The court has further noted that “[t]hese twelve factors are not of equal importance, and ‘the exercise is, of course, not one in counting’”—suggesting that the standard under federal law is again a balancing test, and not a checklist requiring all factors to be met.[4]

            Notably, an inability of a corporation to pay its debts is not enough on its own to pierce the corporate veil.  Similarly, the fact that corporate entities have overlapping directors or officers is not sufficient to establish a pervasive control of one entity by the other—particularly if the directors are clearly acting in separate capacities.   A corporate entity being capitalized sufficiently to conduct its operations will weigh against piercing the corporate veil.  And the general test—under both state and federal law—is whether a corporate entity is necessary to prevent fraud or illegality, or to achieve equity.

            While seemingly abstract, all of these considerations can have very real consequences for businessowners, potentially meaning the difference between keeping personal assets safe, or having them at risk when facing a lawsuit.
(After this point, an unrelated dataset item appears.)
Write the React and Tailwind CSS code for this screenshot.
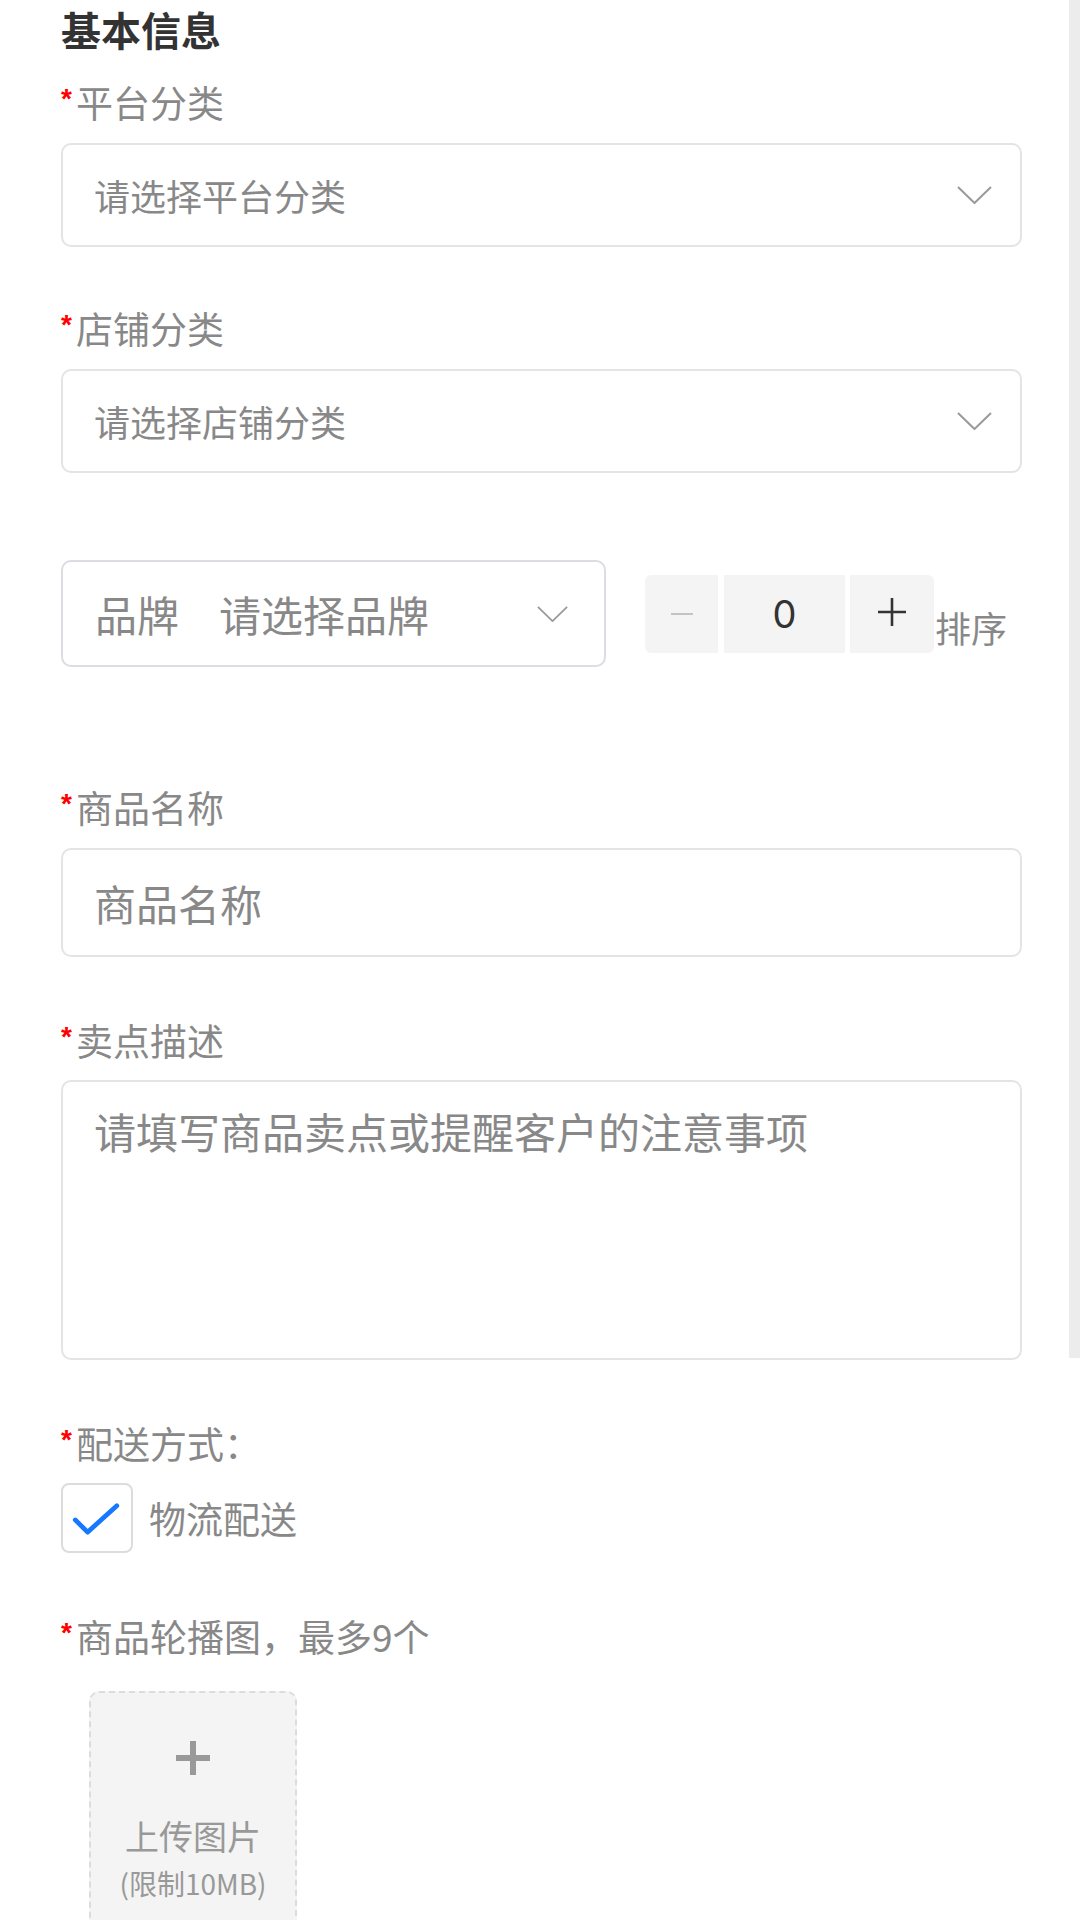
import React from 'react'

const FONT = "font-['Noto_Sans_CJK_SC','Noto_Sans',sans-serif]"

function Chevron({ className = '' }) {
  return (
    <svg viewBox="0 0 35 18" className={className} fill="none">
      <polyline points="1,1 17.5,17 34,1" stroke="#9a9a9a" strokeWidth="2" strokeLinejoin="round" />
    </svg>
  )
}

function Label({ children, className = '' }) {
  return (
    <div className={`flex h-[44px] items-start text-[37px] leading-[44px] text-[#888] ${className}`}>
      <span className="mt-[4px] mr-[4px] font-['Liberation_Sans',sans-serif] text-[28px] font-bold leading-[30px] text-[#ff0000]">*</span>
      <span>{children}</span>
    </div>
  )
}

function Select({ placeholder }) {
  return (
    <div className="mt-[19px] flex h-[104px] items-center justify-between rounded-[10px] border-2 border-[#e4e4e4] pl-[31px] pr-[28px]">
      <span className="text-[36px] leading-none text-[#888]">{placeholder}</span>
      <Chevron className="h-[18px] w-[35px]" />
    </div>
  )
}

function Stepper() {
  return (
    <div className="ml-[39px] flex h-[78px] items-stretch">
      <div className="flex w-[73px] items-center justify-center rounded-l-[6px] bg-[#f4f4f4]">
        <div className="h-[2px] w-[22px] bg-[#c4c4c4]" />
      </div>
      <div className="ml-[6px] flex w-[121px] items-center justify-center bg-[#f4f4f4] font-['Inter',sans-serif] text-[38px] leading-none text-[#333]">
        0
      </div>
      <div className="ml-[5px] flex w-[84px] items-center justify-center rounded-r-[6px] bg-[#f4f4f4]">
        <svg viewBox="0 0 28 28" className="-mt-[4px] h-[28px] w-[28px]">
          <path d="M14 0v28M0 14h28" stroke="#333" strokeWidth="2.6" />
        </svg>
      </div>
    </div>
  )
}

export default function App() {
  return (
    <div className={`flex w-[1080px] bg-white ${FONT}`}>
      <div className="flex-1 pl-[61px] pr-[47px]">
        <div className="text-[40px] font-bold leading-[58px] text-[#333]">基本信息</div>

        <Label className="mt-[22px]">平台分类</Label>
        <Select placeholder="请选择平台分类" />

        <Label className="mt-[59px]">店铺分类</Label>
        <Select placeholder="请选择店铺分类" />

        <div className="mt-[87px] flex items-center">
          <div className="flex h-[107px] w-[545px] items-center rounded-[10px] border-2 border-[#dcdde2] pl-[32px] pr-[36px]">
            <span className="text-[42px] leading-none text-[#888]">品牌</span>
            <span className="ml-[40px] flex-1 text-[42px] leading-none text-[#888]">请选择品牌</span>
            <Chevron className="h-[16px] w-[31px]" />
          </div>
          <Stepper />
          <span className="mt-[26px] ml-[1px] text-[36px] leading-[44px] text-[#888]">排序</span>
        </div>

        <Label className="mt-[118px]">商品名称</Label>
        <div className="mt-[19px] flex h-[109px] items-center rounded-[10px] border-2 border-[#e4e4e4] pl-[31px]">
          <span className="text-[42px] leading-none text-[#888]">商品名称</span>
        </div>

        <Label className="mt-[61px]">卖点描述</Label>
        <div className="mt-[18px] h-[280px] rounded-[10px] border-2 border-[#e4e4e4] pl-[31px] pt-[24px]">
          <div className="text-[42px] leading-[50px] text-[#888]">请填写商品卖点或提醒客户的注意事项</div>
        </div>

        <Label className="mt-[61px]">配送方式：</Label>
        <div className="mt-[18px] flex items-center">
          <div className="flex h-[70px] w-[72px] items-center justify-center rounded-[8px] border-2 border-[#dcdcdc]">
            <svg viewBox="0 0 72 70" className="h-[70px] w-[72px]" fill="none">
              <polyline points="13,37 26,50 57,22" stroke="#1677ff" strokeWidth="5" strokeLinecap="round" strokeLinejoin="round" />
            </svg>
          </div>
          <span className="ml-[16px] text-[37px] leading-[44px] text-[#888]">物流配送</span>
        </div>

        <Label className="mt-[61px]">商品轮播图，最多9个</Label>
        <div className="mt-[33px] ml-[28px] flex h-[240px] w-[208px] flex-col items-center rounded-[10px] border-2 border-dashed border-[#dcdcdc] bg-[#f4f4f4] pt-[48px]">
          <svg viewBox="0 0 34 34" className="h-[34px] w-[34px]">
            <path d="M17 0v34M0 17h34" stroke="#999" strokeWidth="6" />
          </svg>
          <div className="mt-[41px] text-[34px] leading-[40px] text-[#999]">上传图片</div>
          <div className="mt-[10px] text-[28px] leading-[34px] text-[#999]">(限制10MB)</div>
        </div>
      </div>
      <div className="w-[11px]">
        <div className="h-[1358px] bg-[#ececec]" />
      </div>
    </div>
  )
}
As such, businessowners would be well-served by ensuring they are operating their business in a responsible, legitimate matter, which proper legal counsel can assist with.

[1] ABN AMRO Bank, N.V. v. MBIA Inc., 17 N.Y.3d 208, 222 [2011] [emphasis supplied].  

[2] See, e.g., In re G&L Packing Co., Inc., 41 BR 904 [N.D.N.Y. 1984].  Relevantly, anti-trust claims may be based on federal law such as the Sherman Antitrust Act or the Clayton Act.  In addition, many states have their own antitrust statutes.  New York’s antitrust statute, for example, the Donnelly Act, was enacted in 1899.  Known as “the Little Sherman Act,” its provisions are found in Article 22 of the New York General Business Law and broadly mirror the Sherman Act.

[3] Roundout Val. Cent. School Dist. v. Coneco Corp., 339 F. Supp. 2d 425, 441, 442 [N.D.N.Y. 2004].